There is a need to respect the rights of peoples and cultures, and to appreciate that the development of a social group [..] demands the constant and active involvement of local people.” The notion of the quality of life cannot “be imposed from without.
Pope Francis
Laudato Sí, 144

 

We challenge the imbalance of power and the legacies of racism and colonialism in the development sector. We take upon ourselves and want the EU to work to reduce global imbalances and to support and amplify transformative initiatives within social movements, in local communities and in indigenous cultures that focus on the wellbeing of people and planet.

Based on the key values of solidarity, social justice, equality, common good and simplicity and sufficiency, we work to encourage policy makers to:

  • Ensure that human rights remain at the forefront of the EU’s international cooperation;
  • Analyse global challenges through the longer-term lens of sustainable, inclusive and locally led development, looking at the structural changes that are needed in areas such as energy, climate, food systems, migration, business models and forms of global governance that leave no-one behind;
  • Support and promote transformative initiatives such as agroecology, social economy, debt cancellation, loss and damage and reform of development finance institutions;
  • Enforce the 0.7% of GNI commitment without further delay, with quality resources focused on tackling the root causes of poverty and inequality and realising people’s human rights;
  • Restore the integrity of development aid, ending any type of conditionality.
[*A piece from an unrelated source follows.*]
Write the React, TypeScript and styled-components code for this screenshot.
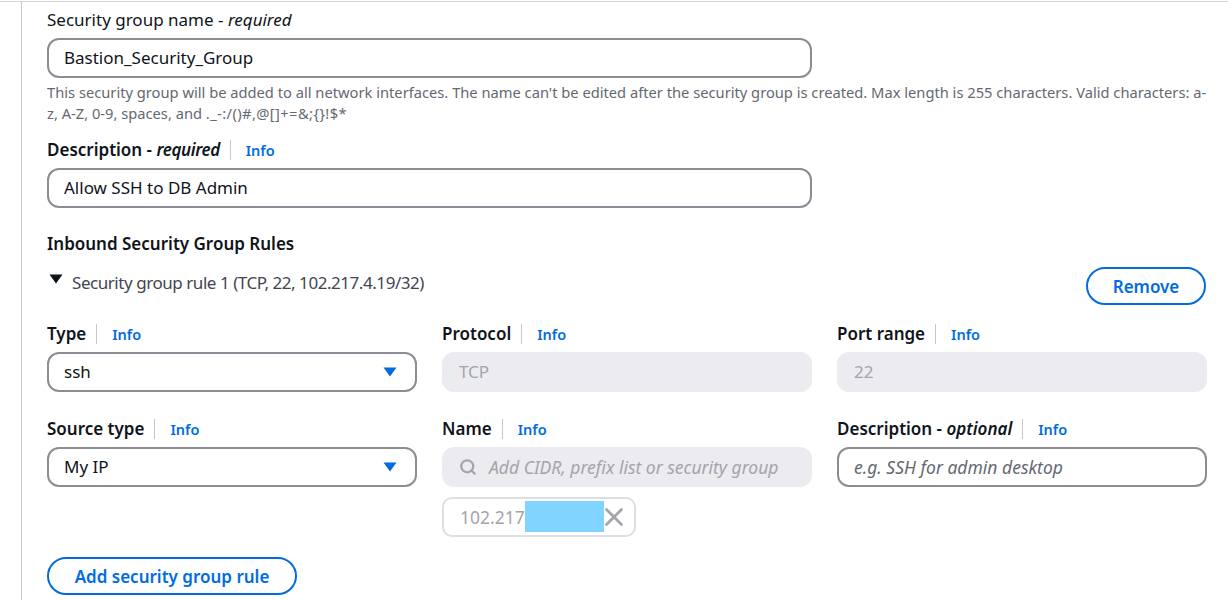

Official development aid should only serve to support the capacity and interest of partner countries and not donor-countries’ own interests in the areas of migration, security or commercial expansion;
  • Ensure that any instrument to promote private sector engagement in development brings extra value for the partner country, is transparent and is carried out through a meaningful participatory process in which the local community’s right to free, prior and fully informed consent is safeguarded;
  • Create an enabling environment for local civil society engagement through sufficient political space and adequate funding.